Task prompt: Reproduce all the material exactly, minus any pictures it holds.

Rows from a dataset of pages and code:
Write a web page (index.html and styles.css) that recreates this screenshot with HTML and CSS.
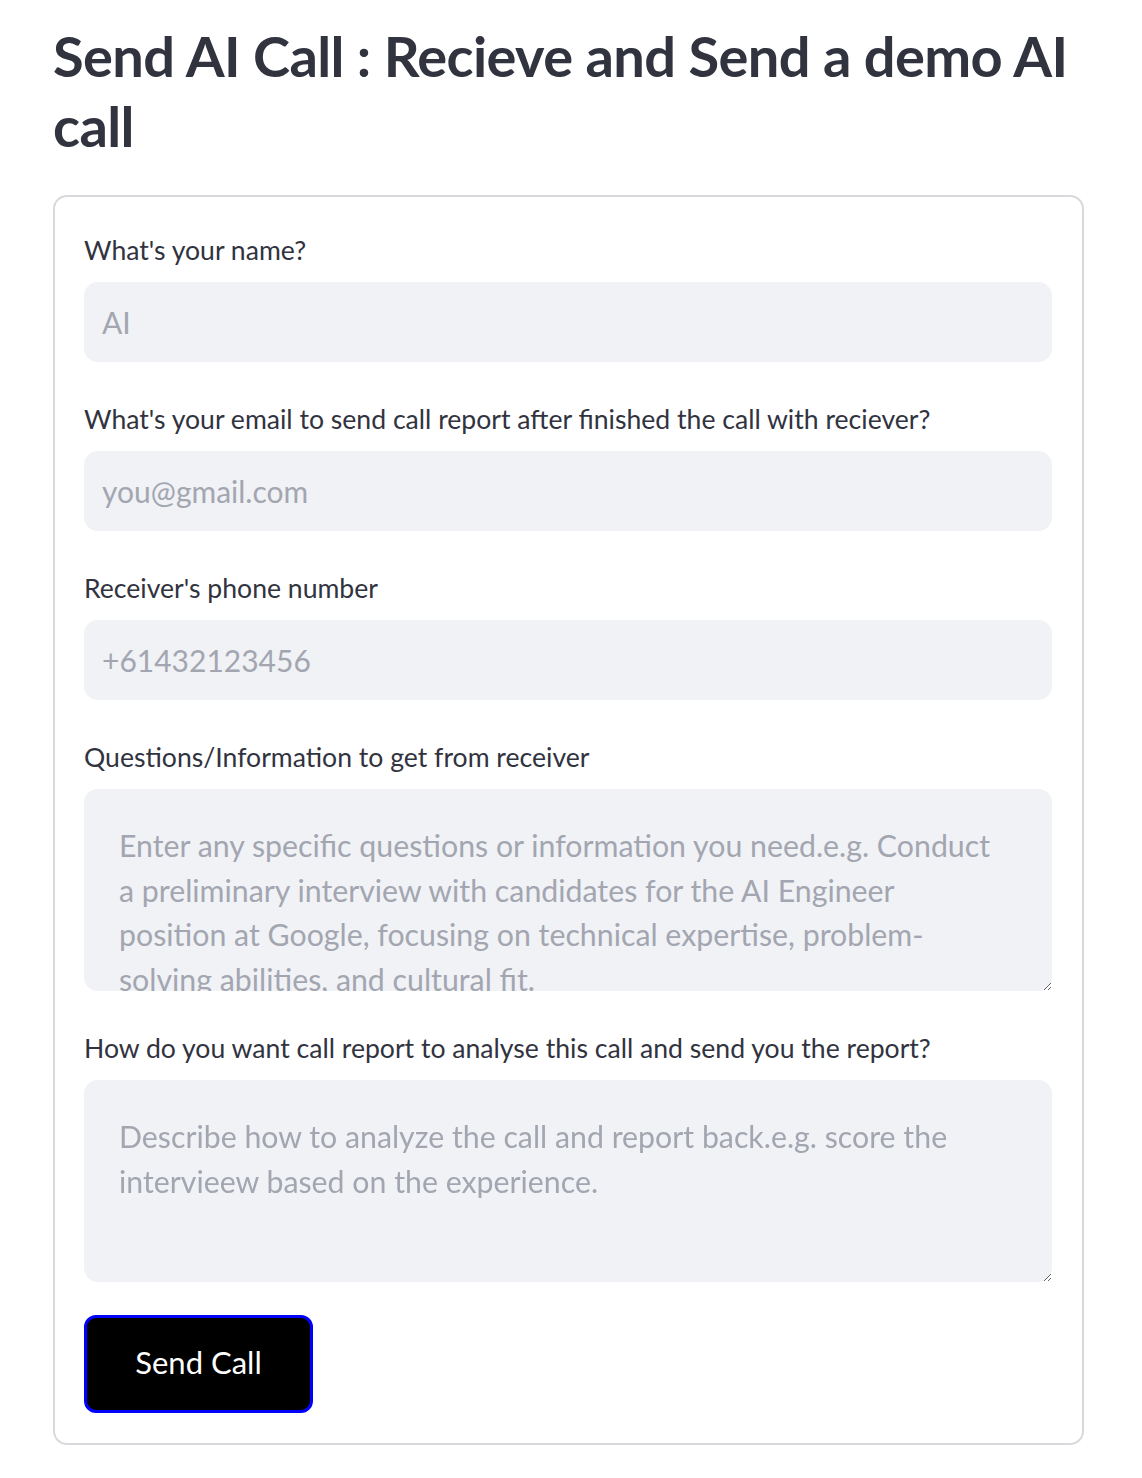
FILE: index.html
```html
<!DOCTYPE html>
<html lang="en">
<head>
<meta charset="utf-8">
<title>Send AI Call</title>
<link rel="stylesheet" href="styles.css">
</head>
<body>
<main class="page">
  <h1 class="title">Send AI Call : Recieve and Send a demo AI call</h1>
  <form class="card">
    <div class="field">
      <label class="label" for="name">What's your name?</label>
      <input class="input" id="name" type="text" placeholder="AI">
    </div>
    <div class="field">
      <label class="label" for="email">What's your email to send call report after finished the call with reciever?</label>
      <input class="input" id="email" type="text" placeholder="you@gmail.com">
    </div>
    <div class="field">
      <label class="label" for="phone">Receiver's phone number</label>
      <input class="input" id="phone" type="text" placeholder="+61432123456">
    </div>
    <div class="field">
      <label class="label" for="questions">Questions/Information to get from receiver</label>
      <textarea class="area area-scroll" id="questions" placeholder="Enter any specific questions or information you need.e.g. Conduct a preliminary interview with candidates for the AI Engineer position at Google, focusing on technical expertise, problem-solving abilities, and cultural fit."></textarea>
    </div>
    <div class="field field-last">
      <label class="label" for="report">How do you want call report to analyse this call and send you the report?</label>
      <textarea class="area" id="report" placeholder="Describe how to analyze the call and report back.e.g. score the intervieew based on the experience."></textarea>
    </div>
    <button class="btn" type="button">Send Call</button>
  </form>
</main>
</body>
</html>
```

FILE: styles.css
```css
* { box-sizing: border-box; }
html, body { margin: 0; padding: 0; background: #ffffff; }
body {
  font-family: "Lato", "Open Sans", sans-serif;
  color: #31333f;
}
.page {
  padding: 21px 58px 0 53px;
  width: 1142px;
}
.title {
  margin: 0 0 34px 0;
  font-size: 56px;
  line-height: 70px;
  font-weight: 700;
  color: #31333f;
  letter-spacing: -0.6px;
}
.card {
  width: 1031px;
  border: 2px solid #d8d9dc;
  border-radius: 14px;
  padding: 37px 29px 30px 29px;
  display: flex;
  flex-direction: column;
}
.field {
  display: flex;
  flex-direction: column;
  margin-bottom: 41px;
}
.field-last { margin-bottom: 33px; }
.label {
  font-size: 26.6px;
  line-height: 32px;
  margin-bottom: 16px;
  color: #31333f;
  display: block;
  white-space: nowrap;
}
.input {
  height: 80px;
  width: 968px;
  border: none;
  border-radius: 14px;
  background: #f0f2f6;
  padding: 0 18px;
  font-family: inherit;
  font-size: 30px;
  color: #31333f;
  outline: none;
}
.input::placeholder { color: #a3a6b0; }
.area {
  width: 968px;
  height: 202px;
  border: none;
  border-radius: 14px;
  background: #f0f2f6;
  padding: 34px 50px 0 35px;
  font-family: inherit;
  font-size: 30.3px;
  line-height: 44.5px;
  color: #31333f;
  outline: none;
  resize: vertical;
}
.area::placeholder { color: #a3a6b0; }
.btn {
  width: 229px;
  height: 98px;
  padding: 0 0 4px 0;
  background: #000000;
  color: #ffffff;
  border: 3px solid #0000ff;
  border-radius: 12px;
  font-family: inherit;
  font-size: 31px;
  cursor: pointer;
}
```
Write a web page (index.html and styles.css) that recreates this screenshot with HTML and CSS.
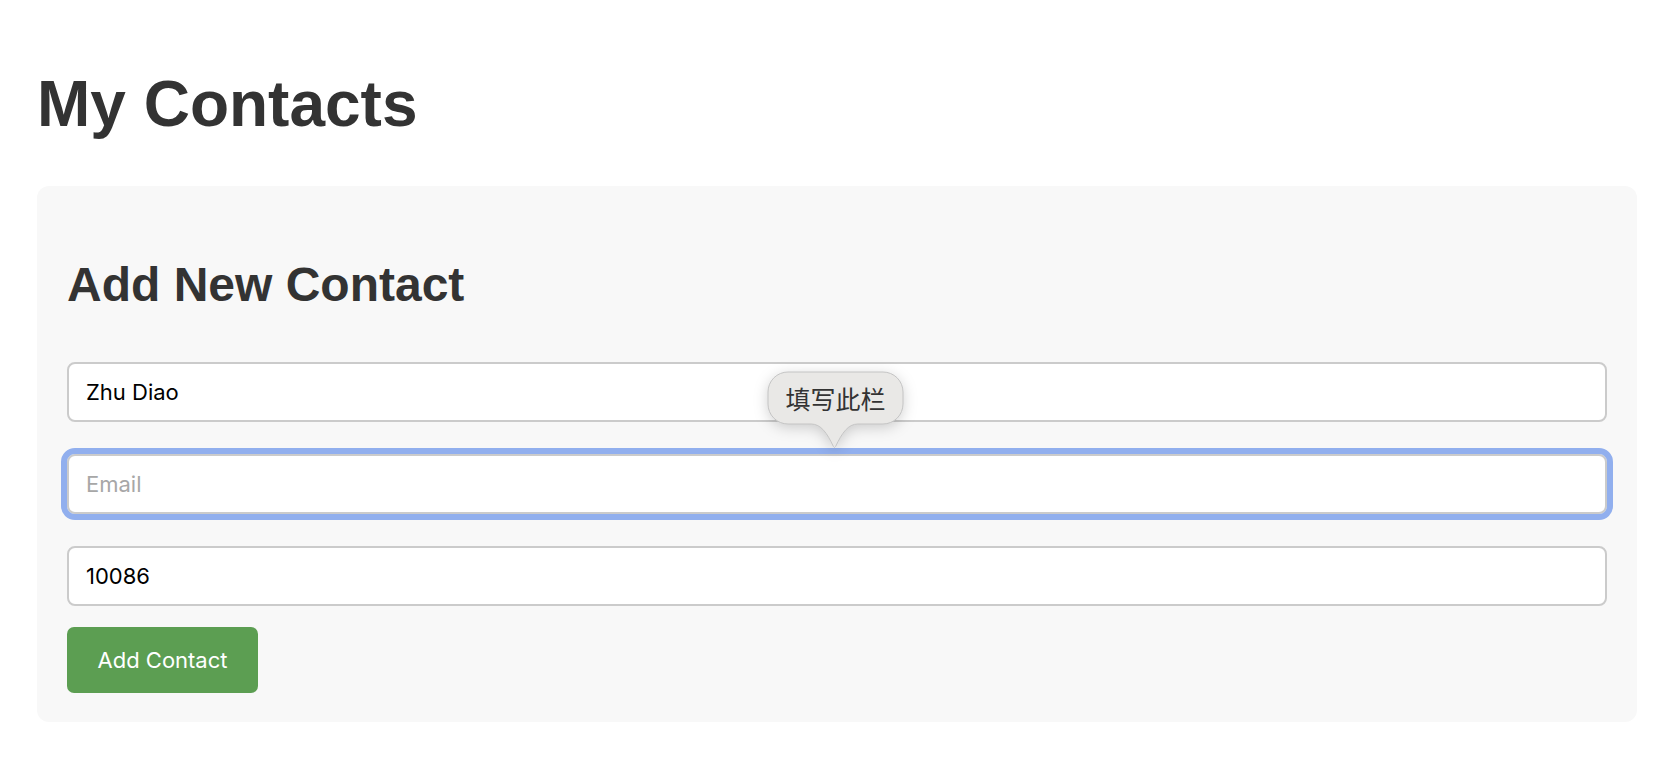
FILE: index.html
```html
<!DOCTYPE html>
<html lang="en">
<head>
<meta charset="utf-8">
<title>My Contacts</title>
<link rel="stylesheet" href="styles.css">
</head>
<body>
<div class="page">
  <h1 class="title">My Contacts</h1>
  <section class="card">
    <h2 class="card-title">Add New Contact</h2>
    <form class="contact-form">
      <input class="field" type="text" value="Zhu Diao">
      <div class="field-wrap">
        <input class="field field-focus" type="email" placeholder="Email">
        <div class="tooltip">
          <svg class="tooltip-shape" width="137" height="80" viewBox="0 0 137 80">
            <path d="M21,1 H116 A20,20 0 0 1 136,21 V33 A20,20 0 0 1 116,53 H91 C81,53 75,62 68.6,75.5 Q67.5,77.6 66.4,75.5 C60,62 54,53 44,53 H21 A20,20 0 0 1 1,33 V21 A20,20 0 0 1 21,1 Z" fill="#e9e8e6" stroke="#c4c4c4" stroke-width="1"/>
          </svg>
          <span class="tooltip-text">填写此栏</span>
        </div>
      </div>
      <input class="field field-last" type="text" value="10086">
      <button class="btn" type="button">Add Contact</button>
    </form>
  </section>
</div>
</body>
</html>
```

FILE: styles.css
```css
html, body {
  margin: 0;
  padding: 0;
  background: #ffffff;
}

body {
  font-family: "Liberation Sans", Arial, sans-serif;
  color: #333333;
}

.page {
  padding: 0 29px 0 37px;
}

.title {
  margin: 67px 0 45px 0;
  font-size: 64px;
  line-height: 74px;
  font-weight: 700;
  color: #333333;
}

.card {
  background: #f8f8f8;
  border-radius: 12px;
  padding: 30px 30px 29px 30px;
}

.card-title {
  margin: 41px 0 50px 0;
  font-size: 48px;
  line-height: 55px;
  font-weight: 700;
  color: #333333;
}

.contact-form {
  display: flex;
  flex-direction: column;
  align-items: flex-start;
}

.field-wrap {
  position: relative;
  width: 100%;
  margin-bottom: 32px;
}

.field {
  display: block;
  box-sizing: border-box;
  width: 100%;
  height: 60px;
  margin: 0 0 32px 0;
  padding: 0 17px;
  border: 2px solid #cbcbcb;
  border-radius: 8px;
  background: #ffffff;
  font-family: "Inter", "Liberation Sans", sans-serif;
  font-size: 22px;
  color: #000000;
}

.field::placeholder {
  color: #a7a7a7;
}

.field-wrap .field {
  margin-bottom: 0;
}

.field-focus {
  outline: 6px solid #91afee;
  outline-offset: 0;
}

.field-last {
  margin-bottom: 21px;
}

.btn {
  width: 191px;
  height: 66px;
  border: none;
  border-radius: 7px;
  background: #5c9e52;
  color: #ffffff;
  font-family: "Inter", "Liberation Sans", sans-serif;
  font-size: 22px;
  padding: 0;
}

.tooltip {
  position: absolute;
  top: -83px;
  left: 700px;
  width: 137px;
  height: 80px;
  z-index: 5;
}

.tooltip-shape {
  display: block;
  filter: drop-shadow(0 3px 7px rgba(0, 0, 0, 0.18));
}

.tooltip-text {
  position: absolute;
  left: 0;
  top: 1px;
  width: 137px;
  height: 53px;
  line-height: 53px;
  text-align: center;
  font-family: "Noto Sans CJK SC", sans-serif;
  font-size: 25px;
  color: #333333;
}
```
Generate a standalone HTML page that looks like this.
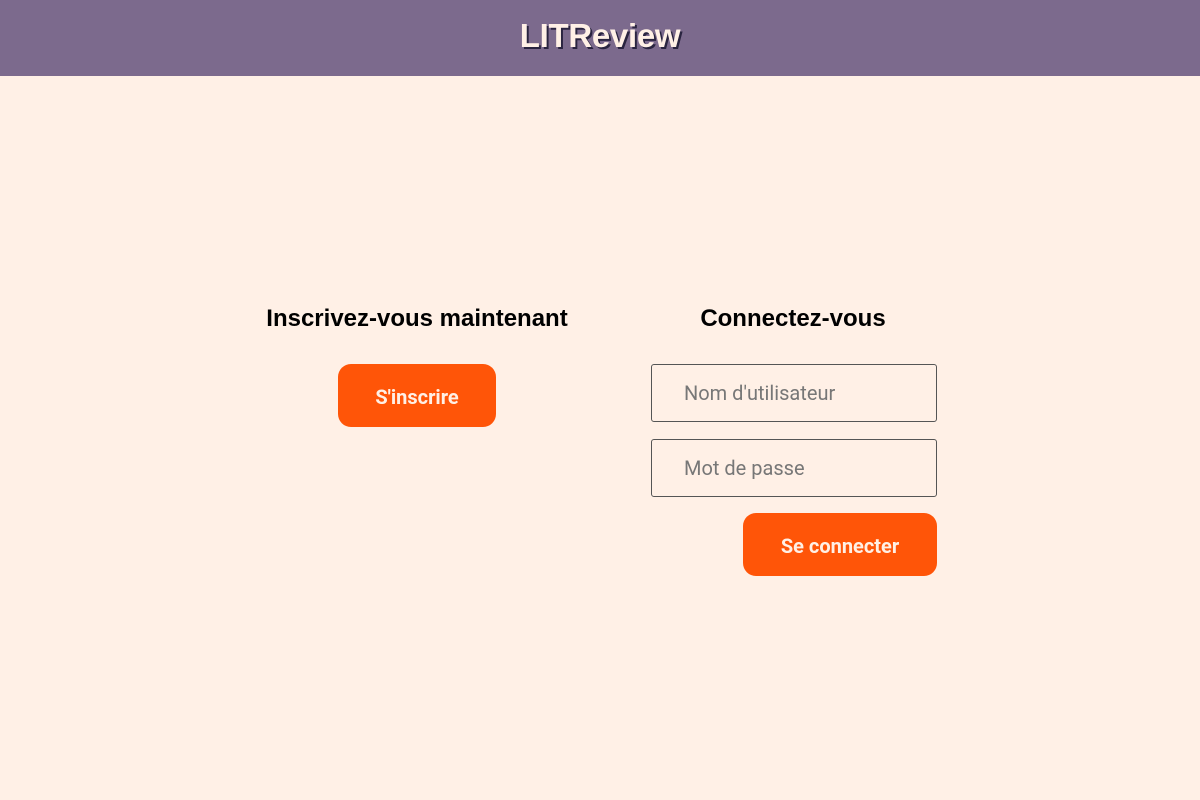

Problem solution:
Write a web page (index.html and styles.css) that recreates this screenshot with HTML and CSS.
FILE: index.html
```html
<!DOCTYPE html>
<html lang="en">
<head>
<meta charset="utf-8">
<title>Send AI Call</title>
<link rel="stylesheet" href="styles.css">
</head>
<body>
<main class="page">
  <h1 class="title">Send AI Call : Recieve and Send a demo AI call</h1>
  <form class="card">
    <div class="field">
      <label class="label" for="name">What's your name?</label>
      <input class="input" id="name" type="text" placeholder="AI">
    </div>
    <div class="field">
      <label class="label" for="email">What's your email to send call report after finished the call with reciever?</label>
      <input class="input" id="email" type="text" placeholder="you@gmail.com">
    </div>
    <div class="field">
      <label class="label" for="phone">Receiver's phone number</label>
      <input class="input" id="phone" type="text" placeholder="+61432123456">
    </div>
    <div class="field">
      <label class="label" for="questions">Questions/Information to get from receiver</label>
      <textarea class="area area-scroll" id="questions" placeholder="Enter any specific questions or information you need.e.g. Conduct a preliminary interview with candidates for the AI Engineer position at Google, focusing on technical expertise, problem-solving abilities, and cultural fit."></textarea>
    </div>
    <div class="field field-last">
      <label class="label" for="report">How do you want call report to analyse this call and send you the report?</label>
      <textarea class="area" id="report" placeholder="Describe how to analyze the call and report back.e.g. score the intervieew based on the experience."></textarea>
    </div>
    <button class="btn" type="button">Send Call</button>
  </form>
</main>
</body>
</html>
```

FILE: styles.css
```css
* { box-sizing: border-box; }
html, body { margin: 0; padding: 0; background: #ffffff; }
body {
  font-family: "Lato", "Open Sans", sans-serif;
  color: #31333f;
}
.page {
  padding: 21px 58px 0 53px;
  width: 1142px;
}
.title {
  margin: 0 0 34px 0;
  font-size: 56px;
  line-height: 70px;
  font-weight: 700;
  color: #31333f;
  letter-spacing: -0.6px;
}
.card {
  width: 1031px;
  border: 2px solid #d8d9dc;
  border-radius: 14px;
  padding: 37px 29px 30px 29px;
  display: flex;
  flex-direction: column;
}
.field {
  display: flex;
  flex-direction: column;
  margin-bottom: 41px;
}
.field-last { margin-bottom: 33px; }
.label {
  font-size: 26.6px;
  line-height: 32px;
  margin-bottom: 16px;
  color: #31333f;
  display: block;
  white-space: nowrap;
}
.input {
  height: 80px;
  width: 968px;
  border: none;
  border-radius: 14px;
  background: #f0f2f6;
  padding: 0 18px;
  font-family: inherit;
  font-size: 30px;
  color: #31333f;
  outline: none;
}
.input::placeholder { color: #a3a6b0; }
.area {
  width: 968px;
  height: 202px;
  border: none;
  border-radius: 14px;
  background: #f0f2f6;
  padding: 34px 50px 0 35px;
  font-family: inherit;
  font-size: 30.3px;
  line-height: 44.5px;
  color: #31333f;
  outline: none;
  resize: vertical;
}
.area::placeholder { color: #a3a6b0; }
.btn {
  width: 229px;
  height: 98px;
  padding: 0 0 4px 0;
  background: #000000;
  color: #ffffff;
  border: 3px solid #0000ff;
  border-radius: 12px;
  font-family: inherit;
  font-size: 31px;
  cursor: pointer;
}
```
Write a web page (index.html and styles.css) that recreates this screenshot with HTML and CSS.
FILE: index.html
```html
<!DOCTYPE html>
<html lang="en">
<head>
<meta charset="utf-8">
<title>My Contacts</title>
<link rel="stylesheet" href="styles.css">
</head>
<body>
<div class="page">
  <h1 class="title">My Contacts</h1>
  <section class="card">
    <h2 class="card-title">Add New Contact</h2>
    <form class="contact-form">
      <input class="field" type="text" value="Zhu Diao">
      <div class="field-wrap">
        <input class="field field-focus" type="email" placeholder="Email">
        <div class="tooltip">
          <svg class="tooltip-shape" width="137" height="80" viewBox="0 0 137 80">
            <path d="M21,1 H116 A20,20 0 0 1 136,21 V33 A20,20 0 0 1 116,53 H91 C81,53 75,62 68.6,75.5 Q67.5,77.6 66.4,75.5 C60,62 54,53 44,53 H21 A20,20 0 0 1 1,33 V21 A20,20 0 0 1 21,1 Z" fill="#e9e8e6" stroke="#c4c4c4" stroke-width="1"/>
          </svg>
          <span class="tooltip-text">填写此栏</span>
        </div>
      </div>
      <input class="field field-last" type="text" value="10086">
      <button class="btn" type="button">Add Contact</button>
    </form>
  </section>
</div>
</body>
</html>
```

FILE: styles.css
```css
html, body {
  margin: 0;
  padding: 0;
  background: #ffffff;
}

body {
  font-family: "Liberation Sans", Arial, sans-serif;
  color: #333333;
}

.page {
  padding: 0 29px 0 37px;
}

.title {
  margin: 67px 0 45px 0;
  font-size: 64px;
  line-height: 74px;
  font-weight: 700;
  color: #333333;
}

.card {
  background: #f8f8f8;
  border-radius: 12px;
  padding: 30px 30px 29px 30px;
}

.card-title {
  margin: 41px 0 50px 0;
  font-size: 48px;
  line-height: 55px;
  font-weight: 700;
  color: #333333;
}

.contact-form {
  display: flex;
  flex-direction: column;
  align-items: flex-start;
}

.field-wrap {
  position: relative;
  width: 100%;
  margin-bottom: 32px;
}

.field {
  display: block;
  box-sizing: border-box;
  width: 100%;
  height: 60px;
  margin: 0 0 32px 0;
  padding: 0 17px;
  border: 2px solid #cbcbcb;
  border-radius: 8px;
  background: #ffffff;
  font-family: "Inter", "Liberation Sans", sans-serif;
  font-size: 22px;
  color: #000000;
}

.field::placeholder {
  color: #a7a7a7;
}

.field-wrap .field {
  margin-bottom: 0;
}

.field-focus {
  outline: 6px solid #91afee;
  outline-offset: 0;
}

.field-last {
  margin-bottom: 21px;
}

.btn {
  width: 191px;
  height: 66px;
  border: none;
  border-radius: 7px;
  background: #5c9e52;
  color: #ffffff;
  font-family: "Inter", "Liberation Sans", sans-serif;
  font-size: 22px;
  padding: 0;
}

.tooltip {
  position: absolute;
  top: -83px;
  left: 700px;
  width: 137px;
  height: 80px;
  z-index: 5;
}

.tooltip-shape {
  display: block;
  filter: drop-shadow(0 3px 7px rgba(0, 0, 0, 0.18));
}

.tooltip-text {
  position: absolute;
  left: 0;
  top: 1px;
  width: 137px;
  height: 53px;
  line-height: 53px;
  text-align: center;
  font-family: "Noto Sans CJK SC", sans-serif;
  font-size: 25px;
  color: #333333;
}
```
Generate a standalone HTML page that looks like this.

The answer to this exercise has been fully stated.